**COLLECTED MATERIAL**
=======

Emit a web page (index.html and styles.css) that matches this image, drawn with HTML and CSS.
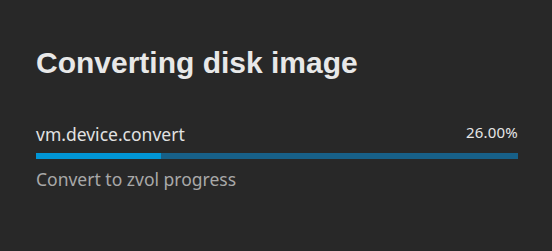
FILE: index.html
```html
<!DOCTYPE html>
<html>
<head>
<meta charset="utf-8">
<link rel="stylesheet" href="styles.css">
</head>
<body>
<div class="dialog">
  <h1 class="title">Converting disk image</h1>
  <div class="job">
    <div class="job-head">
      <span class="job-name">vm.device.convert</span>
      <span class="job-pct">26.00%</span>
    </div>
    <div class="bar"><div class="bar-fill" style="width: 26%"></div></div>
    <div class="job-desc">Convert to zvol progress</div>
  </div>
</div>
</body>
</html>
```
FILE: styles.css
```css
html, body {
  margin: 0;
  background: #282828;
}
.dialog {
  padding: 45px 34px 0 36px;
  font-family: "Noto Sans", "Open Sans", sans-serif;
}
.title {
  margin: 0;
  font-family: "Liberation Sans", Arial, sans-serif;
  font-weight: bold;
  font-size: 30px;
  line-height: 36px;
  color: #e8e8e8;
}
.job {
  margin-top: 41px;
}
.job-head {
  display: flex;
  justify-content: space-between;
  align-items: flex-start;
}
.job-name {
  font-size: 17.5px;
  line-height: 24px;
  color: #e2e2e2;
}
.job-pct {
  font-size: 15px;
  line-height: 20px;
  letter-spacing: 0.2px;
  color: #e6e6e6;
}
.bar {
  margin-top: 7px;
  height: 6px;
  background: #176088;
}
.bar-fill {
  height: 100%;
  background: #0095d5;
}
.job-desc {
  margin-top: 8px;
  font-size: 17.5px;
  line-height: 24px;
  color: #a8a8a8;
}
```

=======

**PROBLEM DESCRIPTION**
Repeat the listing in full and exactly. Do not include any images.

**RESPONSE TO THIS EXERCISE**
Emit a web page (index.html and styles.css) that matches this image, drawn with HTML and CSS.
FILE: index.html
```html
<!DOCTYPE html>
<html>
<head>
<meta charset="utf-8">
<link rel="stylesheet" href="styles.css">
</head>
<body>
<div class="dialog">
  <h1 class="title">Converting disk image</h1>
  <div class="job">
    <div class="job-head">
      <span class="job-name">vm.device.convert</span>
      <span class="job-pct">26.00%</span>
    </div>
    <div class="bar"><div class="bar-fill" style="width: 26%"></div></div>
    <div class="job-desc">Convert to zvol progress</div>
  </div>
</div>
</body>
</html>
```
FILE: styles.css
```css
html, body {
  margin: 0;
  background: #282828;
}
.dialog {
  padding: 45px 34px 0 36px;
  font-family: "Noto Sans", "Open Sans", sans-serif;
}
.title {
  margin: 0;
  font-family: "Liberation Sans", Arial, sans-serif;
  font-weight: bold;
  font-size: 30px;
  line-height: 36px;
  color: #e8e8e8;
}
.job {
  margin-top: 41px;
}
.job-head {
  display: flex;
  justify-content: space-between;
  align-items: flex-start;
}
.job-name {
  font-size: 17.5px;
  line-height: 24px;
  color: #e2e2e2;
}
.job-pct {
  font-size: 15px;
  line-height: 20px;
  letter-spacing: 0.2px;
  color: #e6e6e6;
}
.bar {
  margin-top: 7px;
  height: 6px;
  background: #176088;
}
.bar-fill {
  height: 100%;
  background: #0095d5;
}
.job-desc {
  margin-top: 8px;
  font-size: 17.5px;
  line-height: 24px;
  color: #a8a8a8;
}
```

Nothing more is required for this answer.